Turning off internal dialogue

In the rapport example in the last post, Archangel refers to turning off internal dialogue. This is a sufficiently large topic that a separate post is warranted.

The most effective way to turn off internal dialogue that I know of is reading Dan Scorpio's article "Immediate Practical Choiceless Awareness". Just reading that and contemplating it for ten minutes made me able to silence most internal dialogue.

In conversations, I add in total focus on the other party. I try to always focus on what they are saying, interspacing my own comments when it comes naturally. I do not wait to find a space to say something I want to say - I either interrupt at the moment I get my thought, or drop the thought and go back to focus on what the person is saying. If my thought is important, I know I will get it again when it is appropriate.

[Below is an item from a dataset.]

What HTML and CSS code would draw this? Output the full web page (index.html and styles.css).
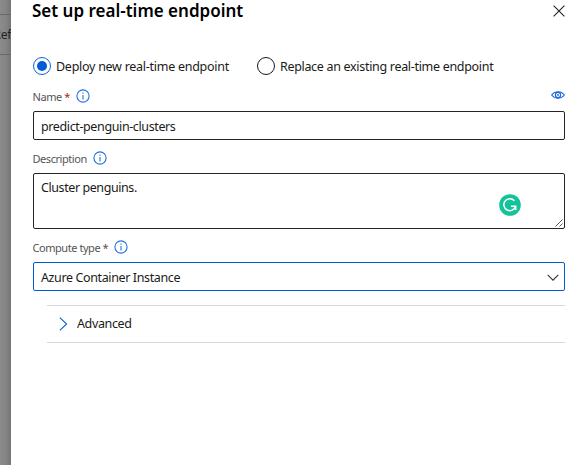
FILE: index.html
```html
<!DOCTYPE html>
<html lang="en">
<head>
<meta charset="utf-8">
<title>Set up real-time endpoint</title>
<link rel="stylesheet" href="styles.css">
</head>
<body>
<div class="app">
  <aside class="backdrop">
    <div class="toolbar"><span>Ref</span></div>
  </aside>
  <main class="panel">
    <header class="head">
      <h1>Set up real-time endpoint</h1>
      <svg class="close" width="12" height="12" viewBox="0 0 12 12"><path d="M.6.6l10.8 10.8M11.4.6L.6 11.4" fill="none" stroke="#222" stroke-width="1.1"/></svg>
    </header>
    <div class="radios">
      <div class="radio checked"><i class="dot"></i><span>Deploy new real-time endpoint</span></div>
      <div class="radio"><i class="dot"></i><span class="replace">Replace an existing real-time endpoint</span></div>
    </div>
    <div class="label name">
      <span>Name <b>*</b></span>
      <svg class="info" width="14" height="14" viewBox="0 0 14 14"><circle cx="7" cy="7" r="6.100"/><path d="M7 6v4.400M7 3.600v1.200"/></svg>
      <svg class="eye" width="14" height="8" viewBox="0 0 14 8"><path d="M.6 4C2.500 1.700 4.600.800 7 .800S11.500 1.700 13.400 4C11.500 6.300 9.400 7.200 7 7.200S2.500 6.300.600 4z"/><circle cx="7" cy="4" r="2.600"/><circle class="pupil" cx="7" cy="4" r=".9"/></svg>
    </div>
    <div class="field"><span>predict-penguin-clusters</span></div>
    <div class="label description">
      <span>Description</span>
      <svg class="info" width="14" height="14" viewBox="0 0 14 14"><circle cx="7" cy="7" r="6.100"/><path d="M7 6v4.400M7 3.600v1.200"/></svg>
    </div>
    <div class="field area">
      <span>Cluster penguins.</span>
      <svg class="badge" width="22" height="22" viewBox="0 0 22 22"><circle cx="11" cy="11" r="10.800" fill="#15c39a"/><path d="M15.400 6.800A6 6 0 1 0 16.600 12.300M12 12.200H16.700V16" fill="none" stroke="#fff" stroke-width="1.500"/></svg>
      <svg class="grip" width="8" height="8" viewBox="0 0 8 8"><path d="M.5 7.500l7-7M4.500 7.500l3-3" fill="none" stroke="#444" stroke-width=".9"/></svg>
    </div>
    <div class="label compute">
      <span>Compute type <b>*</b></span>
      <svg class="info" width="14" height="14" viewBox="0 0 14 14"><circle cx="7" cy="7" r="6.100"/><path d="M7 6v4.400M7 3.600v1.200"/></svg>
    </div>
    <div class="field select">
      <span>Azure Container Instance</span>
      <svg class="down" width="12" height="7" viewBox="0 0 12 7"><path d="M.7.800L6 6.100 11.300.800" fill="none" stroke="#333" stroke-width="1.100"/></svg>
    </div>
    <section class="advanced">
      <svg width="9" height="14" viewBox="0 0 9 14"><path d="M.8.600L7.600 7 .8 13.400" fill="none" stroke="#0d61da" stroke-width="1.100"/></svg>
      <span>Advanced</span>
    </section>
  </main>
</div>
</body>
</html>
```
FILE: styles.css
```css
* { box-sizing: border-box; }
body { margin: 0; background: #fff; font: 12.5px/18px "Noto Sans", sans-serif; letter-spacing: -.27px; color: #1b1a19; overflow: hidden; }
svg { display: block; flex: none; }
span { white-space: nowrap; }
.app { display: flex; width: 587px; height: 465px; }
.backdrop { width: 11px; flex: none; overflow: hidden; padding-top: 14px; background: linear-gradient(90deg, #8b8b8b, #858585 50%, #747474); }
.toolbar { display: flex; justify-content: flex-end; align-items: center; height: 41px; border: solid #686868; border-width: 1px 0; color: #202020; font-size: 12px; }
.panel { flex: 1; padding: 0 22px; background: #fff; }
.head { display: flex; justify-content: space-between; height: 57px; }
h1 { margin: -1px 0 0 -1px; font-size: 17px; line-height: 24px; font-weight: 600; letter-spacing: 0; color: #000; }
.close { margin-top: 5px; }
.radios { display: flex; gap: 28px; height: 18px; }
.radio { display: flex; align-items: center; gap: 5px; padding-top: 1px; }
.replace { letter-spacing: -.31px; }
.dot { display: flex; align-items: center; justify-content: center; width: 18px; height: 18px; margin-top: -1px; border: 1px solid #1b1a19; border-radius: 50%; }
.checked .dot { border-color: #0d61da; }
.checked .dot::after { content: ""; width: 10px; height: 10px; border-radius: 50%; background: #015cda; }
.label { display: flex; align-items: center; font-size: 11px; letter-spacing: -.45px; color: #555; height: 36px; padding-top: 8px; }
.label span { margin-left: -.5px; }
.label b { font-weight: 400; color: #a4262c; }
.compute { height: 33px; padding-top: 5px; }
.compute b { color: #66494b; }
.description { height: 33px; padding-top: 5px; }
.info { margin: -3px 0 0 6px; fill: none; stroke: #2372df; stroke-width: 1.1; }
.eye { margin: -5px 0 0 auto; fill: none; stroke: #1768dc; stroke-width: 1.1; }
.pupil { fill: #1768dc; stroke: none; }
.field { position: relative; display: flex; align-items: center; height: 29px; padding: 2px 7px 0; border: 1px solid #252423; border-radius: 2px; letter-spacing: -.38px; }
.area { align-items: flex-start; height: 56px; padding-top: 5px; letter-spacing: -.42px; }
.badge { position: absolute; top: 20px; right: 43px; }
.grip { position: absolute; right: 1px; bottom: 1px; }
.select { justify-content: space-between; border-color: #015cda; padding-right: 5px; }
.advanced { display: flex; align-items: center; gap: 9px; height: 38px; margin: 14px 0 0 14px; padding: 0 0 1px 12px; letter-spacing: -.37px; border: solid #d8d8d8; border-width: 1px 0; }
```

The remaining part of my internal dialogue usually consist of repeating various ways of saying something to a person when I am not with the person. This is a stress reaction, and indicate that I have issues relating to that person. These "issues" are usually a combination of direct stress towards the person (something I have not yet communicated to the person, and may never be able to), what I call "back flows", and generic stress anchors. The main monologue/dialogue I can relieve just by focusing on the body feeling I get and relaxing. This release the stress presently associated with that particular issue.

However, the technique often only work temporarily, and sometimes the stress will be too intense to handle that way. I have other techniques I use to extend the stress release to be permanent and to handle hard cases. These will be the topic of a later post.